To do this, you just need to identify what it is about your language that you want to change. Perhaps you want to stop being negative? In this case, you might make the rule that you won’t say anything negative for X amount of time. And any time you do say something negative, you need to qualify that statement with something positive.
It can be hard to remember to do this at first though – mindfulness takes a lot of work because we are normally so distracted. So to help yourself along, try wearing a wrist band or something that will remind you. The great thing is that the wrist band doesn’t need to say anything on it – as long as you know what it’s for.
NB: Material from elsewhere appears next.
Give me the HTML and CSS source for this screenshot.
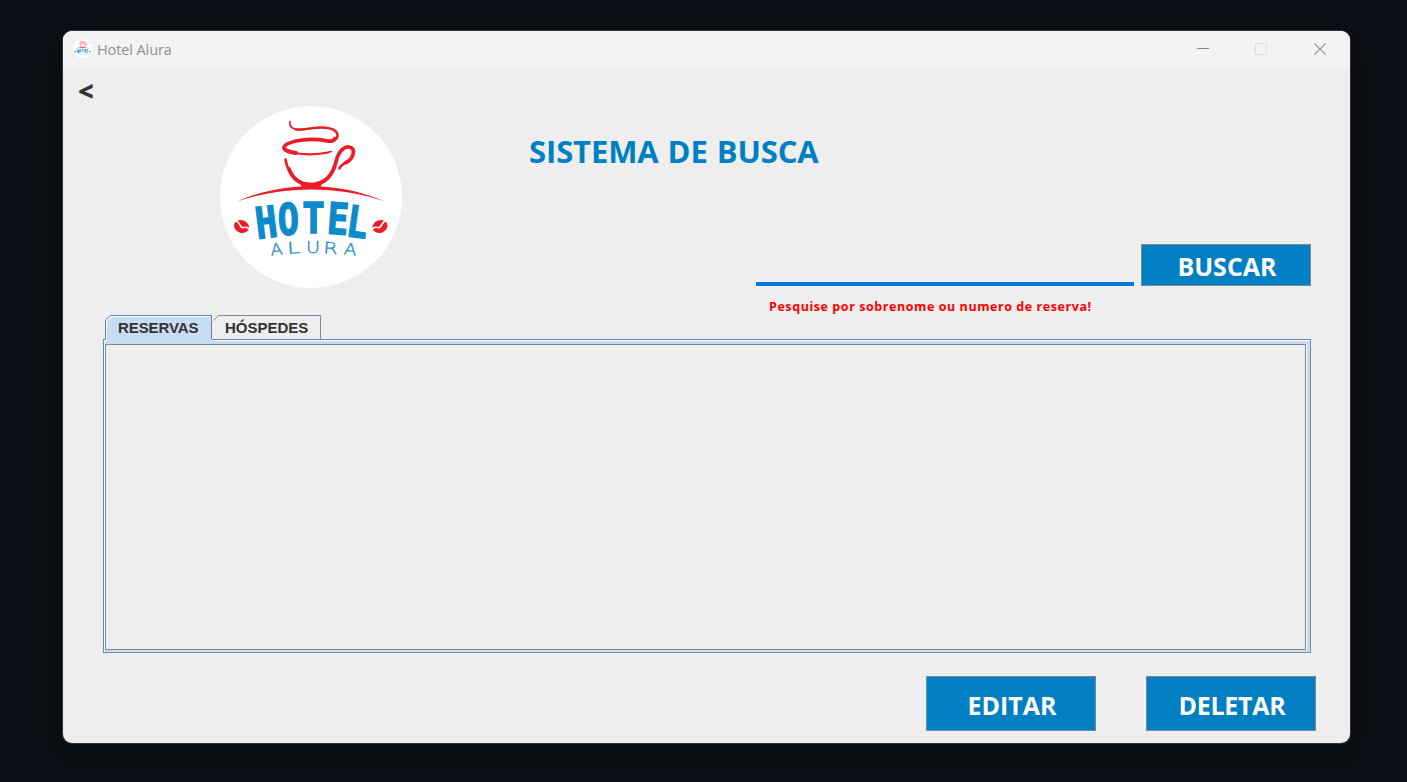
FILE: index.html
```html
<!DOCTYPE html>
<html lang="pt-BR">
<head>
<meta charset="utf-8">
<title>Hotel Alura</title>
<link rel="stylesheet" href="styles.css">
</head>
<body>
<main class="window">
  <header class="titlebar">
    <svg class="app-icon" viewBox="0 0 182 182"><use href="#logo"/></svg>
    <span class="app-name">Hotel Alura</span>
    <svg class="controls" viewBox="0 0 124 12">
      <path d="M0 5.5h12" stroke="#8b8b8b"/>
      <rect x="58.5" y=".5" width="11" height="11" rx="1" fill="none" stroke="#dedede"/>
      <path d="M117.3 .3l11.4 11.4M128.7 .3l-11.4 11.4" fill="none" stroke="#8b8b8b" stroke-width="1.1"/>
    </svg>
  </header>
  <section class="content">
    <div class="top">
      <div class="brand">
        <button class="back">&lt;</button>
        <svg class="logo" viewBox="0 0 182 182">
          <g id="logo">
            <circle cx="91" cy="91" r="91" fill="#fff"/>
            <g fill="none" stroke="#ed1c24" stroke-linecap="round" stroke-linejoin="round">
              <path d="M70 15.500C68.500 25 80 24.500 91 22.600" stroke-width="1.600"/>
              <path d="M76 23.500C84 24 92 21.500 102 21.500C112 21.500 118 25 117.500 30C117 34 113 35.500 109 35" stroke-width="2.500"/>
              <path d="M115 32.500C113 35.500 111 35.500 107 34.800C97 33 85 33 76 35C61 38.500 59 44.500 76 47" stroke-width="3.800"/>
              <path d="M72 46C83 49.500 99 48.500 108 46.500" stroke-width="2.300"/>
              <path d="M104 47.300L111.500 45.500" stroke-width="1.300"/>
              <path d="M65.500 53.500C66.500 60 70 67 74 71.500" stroke-width="2.600"/>
              <path d="M69 63C73 73.500 81 78.500 91 78.500C108 78.500 114 65 116.500 54C119 44 125 40.500 129 41C137 42 133 53.500 126 56.500" stroke-width="3.700"/>
              <path d="M128 55.500C122 58 120.500 60 119.500 62.500" stroke-width="2.500"/>
            </g>
            <path d="M17 95.500C63 75 119 75 165 95.500C119 79.500 63 79.500 17 95.500Z" fill="#ed1c24"/>
            <path d="M80 77Q91 81.500 102 77L100 82H82Z" fill="#ed1c24"/>
            <g id="bean" transform="translate(21.500 120.500) rotate(20)">
              <ellipse rx="7.700" ry="6.300" fill="#ed1c24"/>
              <path d="M-8-3C-3-5-2 2 2 .500C4-1 6-2 8 0" fill="none" stroke="#fff" stroke-width="1.500"/>
            </g>
            <use href="#bean" transform="matrix(-1 0 0 1 181.500 0)"/>
            <g class="mark" font-size="43.500">
              <text transform="translate(37.200 133) rotate(-7) scale(.83 1)">H</text>
              <text transform="translate(58.300 129) rotate(-2) scale(.81 1)">O</text>
              <text transform="translate(82.200 127) scale(.86 1)">T</text>
              <text transform="translate(106.200 127.500) rotate(4) scale(.82 1)">E</text>
              <text transform="translate(125 129.700) rotate(8) scale(.81 1)">L</text>
            </g>
            <g class="submark" font-size="16">
              <text transform="translate(51 149.800) rotate(-7) scale(1.120 1)">A</text>
              <text transform="translate(67.500 147.800) rotate(-4) scale(1.450 1)">L</text>
              <text transform="translate(86 147.300) scale(1.200 1)">U</text>
              <text transform="translate(103 147.300) rotate(4) scale(1.300 1)">R</text>
              <text transform="translate(123.500 148.300) rotate(6) scale(1.150 1)">A</text>
            </g>
          </g>
        </svg>
      </div>
      <h1 class="title">SISTEMA DE BUSCA</h1>
      <div class="search">
        <input class="field" type="text" aria-label="Busca">
        <button class="btn btn-search">BUSCAR</button>
      </div>
      <p class="hint"><span>Pesquise por sobrenome ou numero de reserva!</span></p>
    </div>
    <nav class="tabs">
      <svg class="tab-lines" viewBox="0 0 218 26">
        <path d="M1 26V6L7 1H109V26Z" fill="#c8ddf2"/>
        <path d="M1.500 26V6L7 1.500H106" fill="none" stroke="#fff"/>
        <path d="M.500 24V5L5.500 .500H106.500V24" fill="none" stroke="#6382bf"/>
        <rect x="107" y="0" width="4" height="24" fill="#eee"/>
        <path d="M108.500 5.500L113.500 .500H215.500V24" fill="none" stroke="#7a8a99"/>
        <path d="M107 24.500H111" stroke="#6382bf"/>
        <path d="M107 25.500H111" stroke="#fff"/>
      </svg>
      <span class="tab tab-active">RESERVAS</span>
      <span class="tab tab-guests">HÓSPEDES</span>
    </nav>
    <div class="panel"><div class="panel-inner"></div></div>
    <div class="actions">
      <button class="btn">EDITAR</button>
      <button class="btn btn-delete">DELETAR</button>
    </div>
  </section>
</main>
</body>
</html>
```
FILE: styles.css
```css
* { box-sizing: border-box; }
body {
  margin: 0;
  height: 782px;
  padding: 31px 57px 0 63px;
  overflow: hidden;
  background: #0d1117;
  font-family: "Open Sans", "Noto Sans", sans-serif;
}
button { font-family: inherit; margin: 0; padding: 0; }
.window {
  height: 712px;
  border-radius: 9px;
  background: #eee;
  overflow: hidden;
  box-shadow: 0 0 0 1px #303235, 0 10px 28px 8px #0a0d10;
}
.titlebar {
  display: flex;
  align-items: center;
  height: 37px;
  padding: 0 24px 0 10px;
  background: #f3f3f3;
}
.app-icon { width: 19px; height: 19px; margin-top: -2px; }
.app-name {
  margin-left: 5px;
  color: #909090;
  font-size: 14.500px;
  line-height: 37px;
  letter-spacing: -.1px;
}
.controls { width: 124px; height: 12px; margin: -2px 5px 0 auto; overflow: visible; }
.content { padding: 0 39px 0 40px; }
.top {
  display: grid;
  grid-template-columns: 426px 227px 555px;
  grid-template-rows: 176px 43px 28px;
}
.brand { grid-row: 1 / 4; padding-top: 7px; }
.back {
  display: block;
  width: 20px;
  height: 31px;
  margin-left: -27px;
  border: 0;
  background: none;
  color: #333;
  font-size: 27px;
  font-weight: 800;
  line-height: 31px;
}
.logo { display: block; width: 182px; height: 182px; margin-left: 117px; }
.mark {
  fill: #0c8aca;
  stroke: #0c8aca;
  stroke-width: 1.400px;
  font-family: "DejaVu Sans Mono", monospace;
  font-weight: 700;
}
.submark {
  fill: #2b91c9;
  stroke: #2b91c9;
  stroke-width: .4px;
  font-family: "DejaVu Sans", sans-serif;
  font-weight: 200;
}
.title {
  grid-column: 2 / 4;
  margin: 61px 0 0;
  color: #0080c2;
  font-size: 31px;
  line-height: 44px;
  letter-spacing: -.1px;
  word-spacing: 1px;
  white-space: nowrap;
}
.search {
  grid-column: 3;
  display: flex;
  align-items: flex-start;
  justify-content: space-between;
}
.field {
  width: 378px;
  height: 42px;
  border: 0;
  border-bottom: 4px solid #0078d7;
  background: transparent;
}
.btn {
  width: 170px;
  height: 55px;
  padding: 2px 0 0 2px;
  border: 1px solid #7a8a99;
  background: #0080c2;
  color: #fff;
  font-size: 25px;
  font-weight: 700;
  line-height: 34px;
}
.btn-search { height: 42px; }
.btn-delete { letter-spacing: -.3px; }
.hint {
  grid-column: 3;
  margin: 10px 0 0 13px;
  color: #f00;
  font-size: 12.500px;
  font-weight: 700;
  line-height: 20px;
  letter-spacing: .57px;
  white-space: nowrap;
}
.tabs {
  display: grid;
  grid-template-columns: 109px 109px;
  height: 24px;
  margin-left: 2px;
}
.tab-lines {
  grid-area: 1 / 1 / 2 / 3;
  width: 218px;
  height: 26px;
  z-index: 1;
}
.tab {
  grid-row: 1;
  z-index: 2;
  padding-left: 11px;
  color: #333;
  font: 700 15px/25px "Liberation Sans", sans-serif;
}
.tab-active { grid-column: 1; padding-left: 13px; letter-spacing: -.1px; }
.tab-guests { grid-column: 2; }
.panel {
  height: 314px;
  padding: 4px 4px 2px 1px;
  border: 1px solid #6382bf;
  border-right-color: #7a8a99;
  border-bottom-color: #7a8a99;
  background: #c8ddf2;
  box-shadow: inset 1px 1px #fff;
}
.panel-inner {
  height: 100%;
  border: 1px solid #7a8a99;
  background: #eee;
  box-shadow: 1px 0 #fff;
}
.actions { display: flex; justify-content: flex-end; gap: 50px; margin: 23px -5px 0 0; }
```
And what happens when you do this? Simple: you start to feel a lot more positive and you get into the habit of being much more positive. Better yet, other people will think of you as more positive too and they’ll feel happier being around you.
You can use all kinds of other changes like this too. For example, if you want to increase your self-compassion, then you can simply try to be less negative about yourself. Every time you catch yourself saying something derogatory about yourself, change that by focusing on what it is that you like about yourself. Again, qualify the statement and give it a positive twist.
Making all these changes in your life and being this much more mindful of the way you think isn’t easy at first. This is why it’s something you also need to practice and this is where the meditation aspect comes in.
To use mindfulness meditation, your aim is simply to detach yourself from your thoughts – not to stop them. You are to watch them go past like clouds and simply by doing this, you’ll find you get some great respite and a chance to recharge your batteries each day.
But as you practice this over time, you’ll find that it starts to bleed into your everyday life. You learn to be permanently less attached and less affected by your thoughts and to instead rise above them. At the same time, you learn to be in much better control of what you think at any given time and to change it when necessary.
Practice for a while – 10 minutes a day – and you’ll find you become a calmer, happier and more effective person.